Jocelyn Thew glanced carelessly around. His manner was the reverse of suspicious, but he only resumed his speech when he was sure that not even a waiter was within hearing.

"It happened to form part of an important plan of mine," he said, "that a man who was dangerously ill should be brought over to England without raising any suspicion as to his bona fides. I made use of your sister's name and social position to ensure this. There has been, as I think you have often acknowledged, Beverley, a debt owing from you to me. Half of that debt your sister has paid."

"You haven't been getting Katharine mixed up in any crooked business?" her brother demanded excitedly.

"Your sister ran no risk whatever," Jocelyn Thew assured him. "She performed her share of the bargain excellently. It is just possible," he continued, with a glint of fire in his eyes and a peculiar, cold emphasis creeping into his words, "that it may fall to your lot to wipe out the remainder of the debt."
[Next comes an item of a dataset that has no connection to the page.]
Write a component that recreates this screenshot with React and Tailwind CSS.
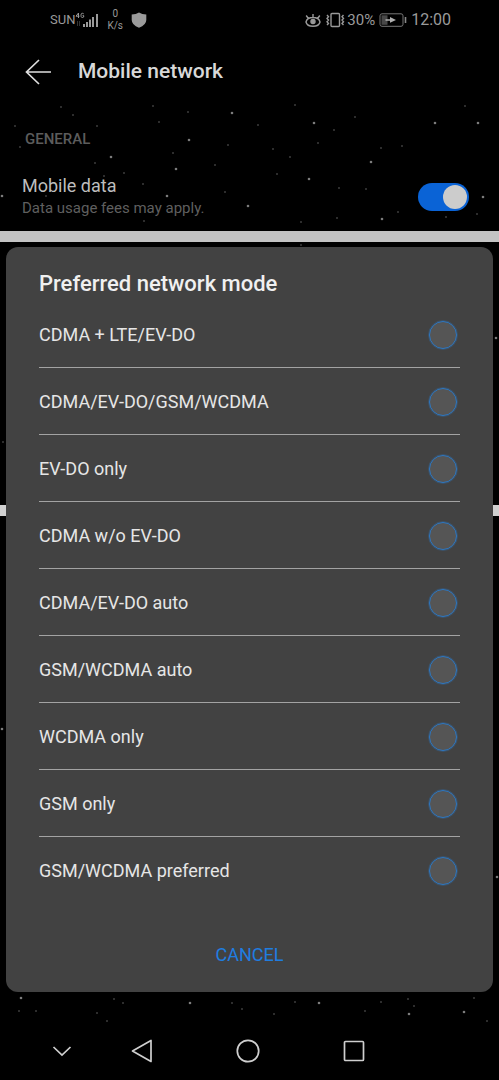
import { useState } from "react";

const MODES = [
  "CDMA + LTE/EV-DO",
  "CDMA/EV-DO/GSM/WCDMA",
  "EV-DO only",
  "CDMA w/o EV-DO",
  "CDMA/EV-DO auto",
  "GSM/WCDMA auto",
  "WCDMA only",
  "GSM only",
  "GSM/WCDMA preferred",
];

const BRIGHT_STARS = [
  [232, 113], [189, 140], [111, 157], [176, 169], [167, 196], [2, 196], [248, 206],
  [314, 123], [435, 123], [478, 123], [371, 162], [382, 219], [483, 197], [309, 179],
  [190, 1003], [319, 1003], [409, 1014], [464, 1012], [21, 998], [497, 877], [496, 338], [2, 729],
];

const FAINT_STARS = [
  [73, 115], [159, 122], [188, 112], [124, 173], [144, 221], [215, 165], [225, 192], [46, 196],
  [173, 153], [97, 126], [15, 126], [143, 184], [355, 117], [258, 125], [339, 188], [477, 214],
  [402, 146], [381, 148], [334, 130], [318, 143], [290, 157], [277, 174], [301, 222], [337, 218],
  [398, 212], [366, 189], [273, 149], [446, 217], [301, 245], [19, 1011], [36, 1011], [107, 1021],
  [97, 1013], [123, 1003], [114, 999], [242, 1009], [232, 1003], [295, 1002], [274, 1014],
  [381, 1002], [365, 1011], [414, 1006], [474, 998], [487, 1021], [408, 999], [3, 442], [153, 106],
  [61, 107], [295, 105], [465, 106], [20, 147], [228, 145], [95, 163], [104, 176],
];

function Starfield() {
  return (
    <svg className="pointer-events-none absolute inset-0 h-full w-full" aria-hidden="true">
      {BRIGHT_STARS.map(([x, y]) => (
        <circle key={`${x}-${y}`} cx={x} cy={y} r="1.3" fill="#7c7c7c" />
      ))}
      {FAINT_STARS.map(([x, y]) => (
        <circle key={`${x}-${y}`} cx={x} cy={y} r="1" fill="#3c3c3c" />
      ))}
    </svg>
  );
}

function StatusBar() {
  return (
    <div className="flex h-10 items-center justify-between pr-12 pl-[50px] text-[#9a9a9a]">
      <div className="flex items-center">
        <span className="text-[13px]">SUN</span>
        <svg className="h-4 w-6" viewBox="0 0 24 16" fill="none" stroke="currentColor" aria-hidden="true">
          <path d="M3.500 6V1L1 4.200h3.500M8.700 1.800Q6 .2 6 3.400T8.700 5V3.600H7.600" strokeWidth="1" />
          <path d="M2.500 9v5M4.500 9v5" stroke="#333" strokeWidth="1" />
          <path d="M9 15v-3M12 15v-5M15 15V7.500M18 15V5M22 15V2" strokeWidth="2" />
        </svg>
        <span className="ml-2 flex flex-col items-center text-[10px] leading-3">
          <span>0</span>
          <span>K/s</span>
        </span>
        <svg className="ml-2 h-4 w-4" viewBox="0 0 16 16" fill="currentColor" aria-hidden="true">
          <path d="M8 .5Q11 2.400 15.300 2.400V8q0 5-7.300 7.700Q.7 13 .7 8V2.400Q5 2.400 8 .5Z" />
        </svg>
      </div>
      <div className="flex items-center">
        <svg className="h-4 w-4" viewBox="0 0 16 16" fill="none" stroke="currentColor" strokeWidth="1.4" aria-hidden="true">
          <path d="M1 10q1-4.500 7-4.500T15 10q-1 4.300-7 4.300T1 10ZM8 5.500V2M3.400 6.500 1.200 3.500M12.600 6.500l2.200-3" />
          <circle cx="8" cy="9.500" r="2" fill="currentColor" />
        </svg>
        <svg className="ml-1 h-4 w-5" viewBox="0 0 20 16" fill="none" stroke="currentColor" strokeWidth="1.400" aria-hidden="true">
          <rect x="6" y="1.500" width="8.500" height="13" rx="1" />
          <path d="M2 3l1.500 1.700L2 6.400l1.500 1.700L2 9.800l1.500 1.700L2 13M18.500 3 17 4.700l1.500 1.700L17 8.100l1.500 1.700-1.500 1.700 1.500 1.500" />
        </svg>
        <span className="ml-0.5 text-[15px]">30%</span>
        <svg className="ml-1 h-4 w-7" viewBox="0 0 28 16" fill="none" aria-hidden="true">
          <rect x="1" y="1.800" width="23" height="12.500" rx="2" stroke="#777" />
          <rect x="2.500" y="3.300" width="6" height="9.500" fill="#484848" />
          <path d="M6.500 7.300H11V5l6 2.900-6 2.900V8.700H6.500Z" fill="#b0b0b0" />
          <path d="M26.500 5v6" stroke="#888" strokeWidth="1.600" />
        </svg>
        <time className="ml-1 text-base">12:00</time>
      </div>
    </div>
  );
}

function NavigationBar() {
  const button = "flex h-12 w-12 items-center justify-center";
  return (
    <nav className="flex h-[58px] items-center justify-center gap-8 pr-[83px] text-[#cfcfcf]" aria-label="System">
      <button type="button" className={button} aria-label="Hide navigation bar">
        <svg className="h-6 w-6" viewBox="0 0 24 24" fill="none" stroke="currentColor" strokeWidth="1.700" aria-hidden="true">
          <path d="m3.500 8 8.500 8 8.500-8" />
        </svg>
      </button>
      <div className="flex items-center gap-[58px]">
        <button type="button" className={button} aria-label="Back">
          <svg className="h-6 w-6" viewBox="0 0 24 24" fill="none" stroke="currentColor" strokeWidth="1.700" strokeLinejoin="round" aria-hidden="true">
            <path d="M21 1.500v21L2.500 12Z" />
          </svg>
        </button>
        <button type="button" className={button} aria-label="Home">
          <svg className="h-6 w-6" viewBox="0 0 24 24" fill="none" stroke="currentColor" strokeWidth="1.700" aria-hidden="true">
            <circle cx="12" cy="12" r="10.700" />
          </svg>
        </button>
        <button type="button" className={button} aria-label="Recent apps">
          <svg className="h-6 w-6" viewBox="0 0 24 24" fill="none" stroke="currentColor" strokeWidth="1.700" aria-hidden="true">
            <rect x="2.500" y="2.500" width="19" height="19" rx="1" />
          </svg>
        </button>
      </div>
    </nav>
  );
}

function NetworkModeDialog() {
  const [mode, setMode] = useState("");
  return (
    <section
      role="dialog"
      aria-labelledby="dialog-title"
      className="relative col-start-1 row-start-1 mx-1.5 mt-[5px] flex flex-col rounded-xl bg-[#424242] px-[33px] pt-[22px] pb-[15px]"
    >
      <h2 id="dialog-title" className="pb-0.5 text-[22px] leading-[30px] font-medium text-[#f0f0f0]">
        Preferred network mode
      </h2>
      <div role="radiogroup" aria-labelledby="dialog-title" className="divide-y divide-[#a3a3a3]">
        {MODES.map((name) => (
          <label key={name} className="flex h-[67px] items-center justify-between pt-px pr-[3px] text-lg text-[#e6e6e6]">
            {name}
            <input
              type="radio"
              name="network-mode"
              checked={mode === name}
              onChange={() => setMode(name)}
              className="h-7 w-7 appearance-none rounded-full border-[1px] border-[#2c78c4] bg-[#555555] outline outline-[#2c78c4]/30 checked:bg-[#0a6be0]"
            />
          </label>
        ))}
      </div>
      <button type="button" className="mt-[29px] h-11 self-center px-4 text-lg text-[#1f7de0]">
        CANCEL
      </button>
    </section>
  );
}

export default function App() {
  const [dataOn, setDataOn] = useState(true);
  return (
    <div className="relative flex min-h-screen flex-col bg-black font-['Roboto',sans-serif]">
      <Starfield />
      <StatusBar />
      <header className="flex h-16 items-center gap-6 pl-6">
        <button type="button" className="h-7 w-[30px]" aria-label="Back">
          <svg className="h-7 w-7" viewBox="0 0 28 28" fill="none" stroke="#dedede" strokeWidth="1.700" aria-hidden="true">
            <path d="M27 14H2.500M15 2 2.500 14 15 26" />
          </svg>
        </button>
        <h1 className="text-[21px] font-medium text-[#d8d8d8]">Mobile network</h1>
      </header>
      <main className="relative flex flex-1 flex-col">
        <h2 className="px-[25px] pt-6 text-[15px] leading-[22px] font-medium text-[#5c5c5c]">GENERAL</h2>
        <div className="flex items-center justify-between pt-6 pr-[30px] pb-3 pl-[22px]">
          <label htmlFor="mobile-data" className="flex flex-col">
            <span className="text-lg leading-6 text-[#bdbdbd]">Mobile data</span>
            <span className="text-[15px] leading-[21px] text-[#5f5f5f]">Data usage fees may apply.</span>
          </label>
          <input
            id="mobile-data"
            type="checkbox"
            role="switch"
            checked={dataOn}
            onChange={() => setDataOn(!dataOn)}
            className="flex h-7 w-[51px] appearance-none items-center rounded-full bg-[#444] px-0.5 before:h-6 before:w-6 before:rounded-full before:bg-[#cccccc] checked:justify-end checked:bg-[#0a63d6]"
          />
        </div>
        <div className="h-[11px] bg-[#c3c3c3]" />
        <div className="grid flex-1 items-start pb-[30px]">
          <div className="col-start-1 row-start-1 mt-[263px] h-[11px] bg-[#d0d0d0]" />
          <NetworkModeDialog />
        </div>
      </main>
      <NavigationBar />
    </div>
  );
}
Beverley moved in his chair uneasily.

"You will remember," he said, "that things have changed. I am not a free agent now. I entered upon this fighting business as an adventure, but, my God, Thew, it's got into my blood! I've seen things, felt things. I don't want anything to come between me and the glorious life I live day by day."

Jocelyn Thew nodded approvingly.

"That's the proper spirit, Beverley," he declared. "I always knew you had pluck. Quite the proper spirit! Your sister showed the same courage when the necessity came."
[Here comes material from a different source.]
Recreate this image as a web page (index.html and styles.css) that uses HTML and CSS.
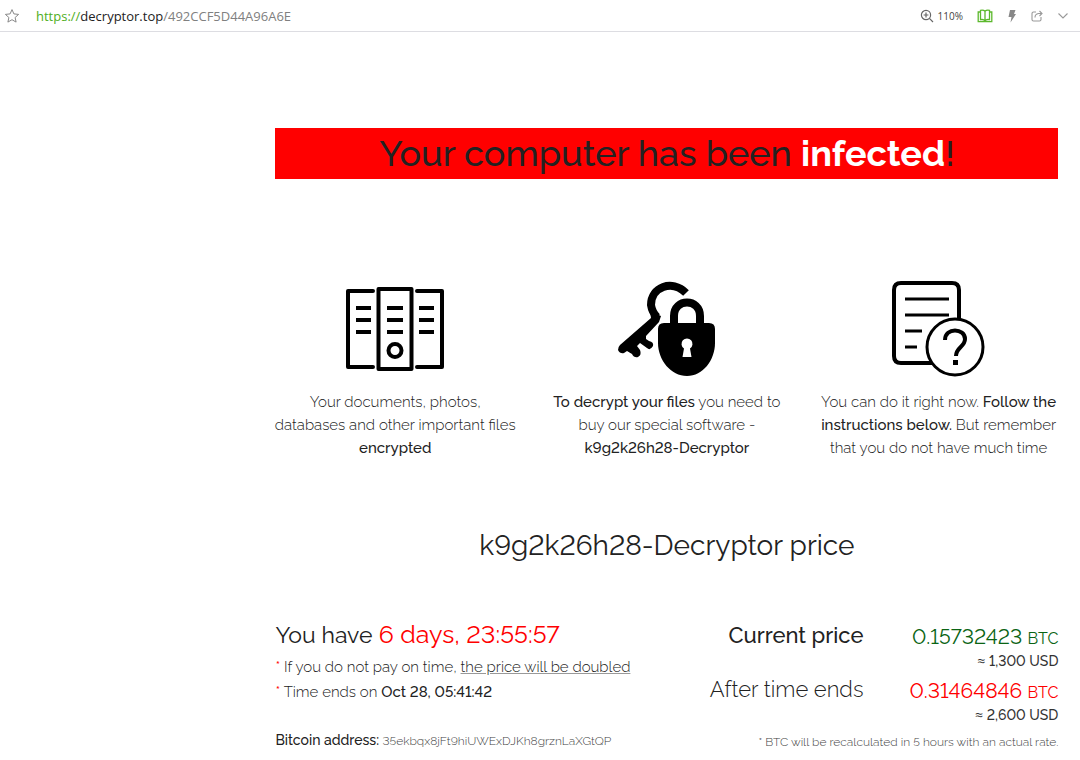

"Oh, don't bring me into this, please!" she interrupted.

"You seem to have been brought into it," her brother observed grimly, "and
I'm not sure that I am satisfied. I can pay my own debts."

There was a note of rising anger in his tone. Katharine laid her fingers upon his hand.

"Don't imagine things, please, Dick," she begged. "It is my own foolishness if I am disturbed. I really had nothing to do. Mr. Thew has been most considerate."

"In any case," Jocelyn Thew went on, "I think that the matter had better be discussed another time, when we are alone. We might have to make reference to things which are best not mentioned in a public place."

For a moment the young man's eyes challenged his. Then they fell. He shivered a little.

"Why ever speak of them?" he demanded.

"Ah, well, we'll see," Jocelyn Thew observed. "Now what about an hour or two at a music-hall? I have a box at the Alhambra."

Katharine rose at once to her feet. They all made their way into the lounge. Whilst they waited for her to fetch her cloak, Beverley swung round to his companion.

"Look here," he said, "for myself it doesn't matter—you know that—but what game are you playing? I don't know much about your life, of course, before those few days, but on your own showing you were out for big things. Are you known here? Is it anything—anything against the law, this business you're on? I don't care for myself—you know that. It's Katharine I'm thinking of."

Jocelyn Thew knocked the ash from his cigar. He smiled deprecatingly at his companion. Certainly there was no man in that very fashionable restaurant who looked less like a criminal.

"My dear Beverley," he expostulated, "you must remember that I am an exceedingly clever person. I am suspected of any number of misdemeanours. I will not say that there are not one or two of which I have not been guilty, but I have never left behind me any proof. I dare say the English police over here look on me sometimes just as hungrily as the New York ones. They feel in their hearts that I am an adventurer. They feel that I have been connected with some curious enterprises, both in the States and various other countries of the globe. They know very well that where there has been fighting and loot and danger, I have generally followed under my own flag. They know all this, but they can prove nothing against me. They can only watch me, and that they do wherever I am. They are watching me now, every hour of the day."

"It isn't," the young man commenced, with a sudden break in his tone—

Jocelyn shook his head.

"No, my young friend," he said, "the curtain fell upon that little episode. I doubt whether there is even a police record of it. It isn't the lives of individuals I am juggling with to-day. It's the life of a nation."

"Are you a spy?" Beverley asked him hoarsely.

"Your sister," Jocelyn Thew pointed out, "is waiting for us."